Opinión

El “montañés” y el “minero” de las tierras chilenas

El “montañés” y el “minero” de las tierras chilenas

El “País de la Senda Interrumpida” permitió a los mineros el convertirse en agricultores. El trabajo se hizo mixto y la vida también. Comprobamos así que nacen ciertos perfiles de independencia característicos del “montañés” y del “minero”, tales como sus trajes regionales, los indios que permanecen sin mezcla y las supersticiones fusionadas en las prácticas religiosas de los ocupantes. E igualmente, los irrenunciables santuarios milagrosos, las polvorientas procesiones serpenteando empinados caminos, las fiestas de múltiples colores de la Virgen de Andacollo, auténtico ballet russe propio del criollo norteño.

“La independencia del carácter vino, asimismo, de esa aislada vida del minero, tan habituado a bastarse a sí mismo”, escribe el reconocido geógrafo chileno Benjamín Subercaseaux en su clásica obra Chile o una loca geografía, Editorial Sudamericana, Santiago de Chile, abril de 1988. Pues, ciertamente, sus propios cultivos, su existencia limitada, incluso la misma moneda reemplazada acá por “fichas” que le sirven para adquirir en la “pulpería” –es decir, la “pulchería”, voz quéchua que significa “tienda de venta de comestibles o bebidas”– los productos agrícolas del vecino predio. De tal modo que, en el campo político, el radicalismo tanto como el “no conformismo” fueron sus consecuencias.

“Todo lo más fuerte y altivo que ha tenido Chile –continúa el historiador Subercaseaux– viene desde ese próximo Norte y se va a la capital a interrumpir el sueño dorado de un ‘centralismo’ estéril. Los Recabarren, los León Gallo salen rugiendo de estas serranías para poner en jaque los problemas sociales del Chile medieval”. Ahora bien, frente a esta independencia del minero existe la parte agrícola que “pone atajo” al espíritu de avanzada y se armoniza con el carácter del montañés. Si consideramos ciudades como La Serena, Vicuña, Ovalle, ellas han visto constituirse familias que han brindado a la aristocracia chilena vetustos troncos y tradiciones seculares. He ahí cómo se hacen presentes las iglesias en sus pacíficas avenidas, mientras sus campanas dirigen el ritmo de los días con inseguro compás de piedad tradicional así como de emancipación despreocupada.
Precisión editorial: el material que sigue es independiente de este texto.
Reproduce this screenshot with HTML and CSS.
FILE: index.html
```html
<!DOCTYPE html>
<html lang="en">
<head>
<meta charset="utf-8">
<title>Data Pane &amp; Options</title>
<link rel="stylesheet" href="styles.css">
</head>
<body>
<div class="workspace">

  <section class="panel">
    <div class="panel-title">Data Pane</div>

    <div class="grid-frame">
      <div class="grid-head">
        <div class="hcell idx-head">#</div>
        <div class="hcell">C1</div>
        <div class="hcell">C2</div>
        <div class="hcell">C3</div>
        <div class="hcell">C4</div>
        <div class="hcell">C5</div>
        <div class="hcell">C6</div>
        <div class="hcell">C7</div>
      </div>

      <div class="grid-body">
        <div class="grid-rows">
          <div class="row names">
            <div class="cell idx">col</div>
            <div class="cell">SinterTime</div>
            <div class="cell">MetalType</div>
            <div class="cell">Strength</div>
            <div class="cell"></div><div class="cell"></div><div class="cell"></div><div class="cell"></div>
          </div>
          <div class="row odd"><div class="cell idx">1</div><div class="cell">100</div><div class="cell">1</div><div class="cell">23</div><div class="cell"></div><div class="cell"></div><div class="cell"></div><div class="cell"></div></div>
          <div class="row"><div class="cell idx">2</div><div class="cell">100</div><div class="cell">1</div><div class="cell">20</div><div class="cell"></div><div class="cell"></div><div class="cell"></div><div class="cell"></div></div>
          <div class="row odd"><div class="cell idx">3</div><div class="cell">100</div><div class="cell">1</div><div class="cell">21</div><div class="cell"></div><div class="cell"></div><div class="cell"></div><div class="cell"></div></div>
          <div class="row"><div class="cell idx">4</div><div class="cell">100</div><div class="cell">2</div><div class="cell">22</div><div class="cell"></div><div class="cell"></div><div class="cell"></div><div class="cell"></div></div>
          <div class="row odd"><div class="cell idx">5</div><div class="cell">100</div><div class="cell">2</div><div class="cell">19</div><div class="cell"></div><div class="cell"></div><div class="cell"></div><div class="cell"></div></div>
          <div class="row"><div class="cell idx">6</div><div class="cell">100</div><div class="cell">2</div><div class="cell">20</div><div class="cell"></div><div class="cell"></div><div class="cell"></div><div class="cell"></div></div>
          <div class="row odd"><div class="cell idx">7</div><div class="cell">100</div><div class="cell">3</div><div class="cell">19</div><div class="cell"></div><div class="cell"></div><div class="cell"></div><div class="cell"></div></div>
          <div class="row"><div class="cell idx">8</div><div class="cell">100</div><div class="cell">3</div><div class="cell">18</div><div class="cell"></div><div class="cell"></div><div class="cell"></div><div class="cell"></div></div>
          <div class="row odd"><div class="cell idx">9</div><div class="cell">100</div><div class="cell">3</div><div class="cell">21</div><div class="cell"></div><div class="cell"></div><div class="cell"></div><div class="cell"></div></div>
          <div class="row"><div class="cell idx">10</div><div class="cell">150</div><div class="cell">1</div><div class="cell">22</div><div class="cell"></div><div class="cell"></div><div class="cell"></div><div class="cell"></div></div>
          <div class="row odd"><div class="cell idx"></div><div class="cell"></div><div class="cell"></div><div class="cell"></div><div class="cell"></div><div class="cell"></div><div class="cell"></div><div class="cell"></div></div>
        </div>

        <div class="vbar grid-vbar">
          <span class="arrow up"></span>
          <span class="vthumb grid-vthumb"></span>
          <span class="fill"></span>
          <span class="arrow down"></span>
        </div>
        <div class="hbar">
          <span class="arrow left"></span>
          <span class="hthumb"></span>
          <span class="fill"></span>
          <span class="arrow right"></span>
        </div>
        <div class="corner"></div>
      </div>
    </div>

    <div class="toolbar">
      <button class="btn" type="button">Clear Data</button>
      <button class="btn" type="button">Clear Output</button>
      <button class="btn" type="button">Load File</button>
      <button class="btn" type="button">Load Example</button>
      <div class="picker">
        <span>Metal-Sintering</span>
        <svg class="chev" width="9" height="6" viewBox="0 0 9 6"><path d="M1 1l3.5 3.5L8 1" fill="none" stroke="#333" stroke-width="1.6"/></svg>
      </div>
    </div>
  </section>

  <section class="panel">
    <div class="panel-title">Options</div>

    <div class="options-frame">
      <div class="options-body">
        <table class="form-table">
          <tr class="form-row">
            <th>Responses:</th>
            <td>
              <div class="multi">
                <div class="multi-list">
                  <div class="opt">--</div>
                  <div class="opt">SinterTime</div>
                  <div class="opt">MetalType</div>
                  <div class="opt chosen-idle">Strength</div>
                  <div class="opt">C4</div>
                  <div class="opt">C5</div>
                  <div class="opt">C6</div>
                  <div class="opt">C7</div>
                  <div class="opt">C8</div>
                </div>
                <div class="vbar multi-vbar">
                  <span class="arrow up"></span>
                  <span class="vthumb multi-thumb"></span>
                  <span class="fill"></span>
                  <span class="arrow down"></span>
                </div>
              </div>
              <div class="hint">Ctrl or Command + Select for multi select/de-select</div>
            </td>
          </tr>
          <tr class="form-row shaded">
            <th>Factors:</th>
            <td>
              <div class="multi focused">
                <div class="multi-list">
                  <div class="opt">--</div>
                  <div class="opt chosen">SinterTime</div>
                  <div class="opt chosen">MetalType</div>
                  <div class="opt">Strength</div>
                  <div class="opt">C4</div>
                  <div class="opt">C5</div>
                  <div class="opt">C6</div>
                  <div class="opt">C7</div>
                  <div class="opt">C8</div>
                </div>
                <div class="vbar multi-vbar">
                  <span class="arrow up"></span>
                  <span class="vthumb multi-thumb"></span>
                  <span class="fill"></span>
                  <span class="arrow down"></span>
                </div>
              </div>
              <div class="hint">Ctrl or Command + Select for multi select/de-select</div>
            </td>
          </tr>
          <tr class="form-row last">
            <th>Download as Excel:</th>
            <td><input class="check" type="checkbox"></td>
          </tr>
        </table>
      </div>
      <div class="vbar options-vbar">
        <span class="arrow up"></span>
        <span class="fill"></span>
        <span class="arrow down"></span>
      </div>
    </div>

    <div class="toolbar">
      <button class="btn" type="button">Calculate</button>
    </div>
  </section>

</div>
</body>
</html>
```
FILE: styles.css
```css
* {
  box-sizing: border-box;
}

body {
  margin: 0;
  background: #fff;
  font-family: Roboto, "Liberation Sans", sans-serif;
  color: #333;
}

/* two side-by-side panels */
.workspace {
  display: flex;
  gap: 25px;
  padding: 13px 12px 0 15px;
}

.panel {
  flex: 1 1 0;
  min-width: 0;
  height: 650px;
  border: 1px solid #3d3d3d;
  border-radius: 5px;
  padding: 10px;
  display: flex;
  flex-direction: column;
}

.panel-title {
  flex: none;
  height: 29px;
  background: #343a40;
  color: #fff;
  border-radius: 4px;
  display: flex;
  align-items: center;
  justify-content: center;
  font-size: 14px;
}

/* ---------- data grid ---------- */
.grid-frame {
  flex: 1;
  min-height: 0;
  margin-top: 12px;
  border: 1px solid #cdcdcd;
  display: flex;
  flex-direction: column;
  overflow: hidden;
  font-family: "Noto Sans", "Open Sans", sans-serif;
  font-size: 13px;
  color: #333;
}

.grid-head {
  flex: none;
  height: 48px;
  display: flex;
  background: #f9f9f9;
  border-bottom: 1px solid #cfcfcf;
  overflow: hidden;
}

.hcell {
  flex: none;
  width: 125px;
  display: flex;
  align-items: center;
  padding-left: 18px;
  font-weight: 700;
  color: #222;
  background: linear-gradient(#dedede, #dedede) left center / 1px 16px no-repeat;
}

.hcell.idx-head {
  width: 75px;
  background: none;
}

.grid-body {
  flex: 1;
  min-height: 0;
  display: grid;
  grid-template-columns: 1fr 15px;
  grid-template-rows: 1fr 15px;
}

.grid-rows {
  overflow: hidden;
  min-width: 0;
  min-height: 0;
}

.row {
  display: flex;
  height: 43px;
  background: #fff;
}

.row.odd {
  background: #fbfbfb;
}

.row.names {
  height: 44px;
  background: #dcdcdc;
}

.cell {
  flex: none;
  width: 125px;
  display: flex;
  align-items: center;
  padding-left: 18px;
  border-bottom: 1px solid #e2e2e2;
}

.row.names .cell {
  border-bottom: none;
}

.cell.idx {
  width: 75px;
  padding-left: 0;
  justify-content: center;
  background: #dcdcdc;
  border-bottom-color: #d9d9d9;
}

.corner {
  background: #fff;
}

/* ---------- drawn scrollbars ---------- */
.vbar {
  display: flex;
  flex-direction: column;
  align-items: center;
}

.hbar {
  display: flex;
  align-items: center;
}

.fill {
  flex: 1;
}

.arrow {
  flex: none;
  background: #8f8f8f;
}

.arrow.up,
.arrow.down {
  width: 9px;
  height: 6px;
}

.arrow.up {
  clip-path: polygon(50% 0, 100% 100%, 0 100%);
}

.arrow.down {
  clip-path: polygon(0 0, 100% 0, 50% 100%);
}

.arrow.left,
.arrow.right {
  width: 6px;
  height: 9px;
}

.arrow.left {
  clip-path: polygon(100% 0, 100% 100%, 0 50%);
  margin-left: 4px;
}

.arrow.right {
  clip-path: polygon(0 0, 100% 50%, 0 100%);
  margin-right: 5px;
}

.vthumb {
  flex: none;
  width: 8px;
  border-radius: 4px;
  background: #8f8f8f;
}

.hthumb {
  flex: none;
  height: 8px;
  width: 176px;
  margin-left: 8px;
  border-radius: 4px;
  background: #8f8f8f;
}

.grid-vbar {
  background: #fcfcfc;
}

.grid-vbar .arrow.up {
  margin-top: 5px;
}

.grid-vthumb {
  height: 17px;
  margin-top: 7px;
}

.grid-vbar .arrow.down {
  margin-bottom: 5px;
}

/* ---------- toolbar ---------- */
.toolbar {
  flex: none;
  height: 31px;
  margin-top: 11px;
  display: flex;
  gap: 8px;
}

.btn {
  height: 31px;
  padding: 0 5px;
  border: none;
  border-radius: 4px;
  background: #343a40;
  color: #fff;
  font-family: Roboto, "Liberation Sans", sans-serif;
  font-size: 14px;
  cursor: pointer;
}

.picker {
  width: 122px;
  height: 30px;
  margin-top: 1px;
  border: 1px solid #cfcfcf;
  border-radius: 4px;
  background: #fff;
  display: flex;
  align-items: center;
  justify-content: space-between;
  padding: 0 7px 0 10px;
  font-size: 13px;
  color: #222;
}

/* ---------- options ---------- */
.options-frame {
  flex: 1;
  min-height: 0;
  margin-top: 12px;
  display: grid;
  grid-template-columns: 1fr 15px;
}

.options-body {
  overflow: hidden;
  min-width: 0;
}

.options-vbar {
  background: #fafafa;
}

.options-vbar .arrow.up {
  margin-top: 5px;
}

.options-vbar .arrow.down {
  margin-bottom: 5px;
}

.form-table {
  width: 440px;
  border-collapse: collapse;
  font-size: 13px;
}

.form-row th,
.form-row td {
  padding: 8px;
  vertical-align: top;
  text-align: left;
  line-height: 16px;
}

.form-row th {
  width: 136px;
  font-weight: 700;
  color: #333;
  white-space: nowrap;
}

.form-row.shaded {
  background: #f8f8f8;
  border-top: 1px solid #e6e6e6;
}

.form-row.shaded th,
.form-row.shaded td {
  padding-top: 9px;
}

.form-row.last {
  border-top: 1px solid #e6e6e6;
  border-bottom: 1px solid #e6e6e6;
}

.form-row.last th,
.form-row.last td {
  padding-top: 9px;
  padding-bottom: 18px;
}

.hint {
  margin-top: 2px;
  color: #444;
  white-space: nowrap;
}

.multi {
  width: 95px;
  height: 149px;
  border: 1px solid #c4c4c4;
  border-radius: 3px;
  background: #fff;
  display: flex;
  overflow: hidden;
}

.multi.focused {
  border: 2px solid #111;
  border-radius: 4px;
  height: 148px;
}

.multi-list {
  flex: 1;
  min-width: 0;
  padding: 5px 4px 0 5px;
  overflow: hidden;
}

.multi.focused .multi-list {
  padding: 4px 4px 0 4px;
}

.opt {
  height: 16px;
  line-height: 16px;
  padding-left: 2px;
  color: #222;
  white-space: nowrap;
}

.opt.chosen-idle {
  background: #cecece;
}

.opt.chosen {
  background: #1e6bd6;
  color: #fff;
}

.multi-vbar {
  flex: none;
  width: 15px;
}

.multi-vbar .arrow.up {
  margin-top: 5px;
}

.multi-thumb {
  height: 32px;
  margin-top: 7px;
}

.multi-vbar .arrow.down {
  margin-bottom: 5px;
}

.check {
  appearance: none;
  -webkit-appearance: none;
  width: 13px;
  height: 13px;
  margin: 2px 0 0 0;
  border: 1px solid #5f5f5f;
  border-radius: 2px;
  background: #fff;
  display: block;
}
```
Transcurridos los días, el minero se empobrece o bien se hace poderoso; mas, en ambos casos, emigra. Aquel pobre intenta la fortuna en las “salitreras”, de manera que la mayoría de “calicheros” son “coquimbanos”. Mientras que el rico se traslada a la capital para acrecentar su posición en el ámbito político, de donde acostumbra a perder aquellas virtudes que enaltecían su fuerza. “Sólo el obrero de la mina –prosigue Subercaseaux”– sigue cumpliendo en la montaña un destino que se diría diabólico. Trabaja, suda en las galerías oscuras y ardientes, se alimenta con sobriedad, y acarrea interminablemente el mineral, perdido en lejanías que no tienen el menor contacto con la civilización”. Su existencia sigue y persigue la “veta” esquiva que aflora y se extravía en las fornidas espaldas de los “apires”. Cuando el sol en el horizonte ya se desangra, aparece una vieja taberna alumbrada por el farol de parafina que ansiosamente recibe esos cuerpos y los entrega al alcohol, a la pelea, a las inexorables heridas del cuchillo o del violento sexo. Las montañas, afuera, nos muestran lo rojizo del cobre y del hierro. En este hoyo mineral exclama algún torrente; escorias y casi fundido en el crisol de la noche.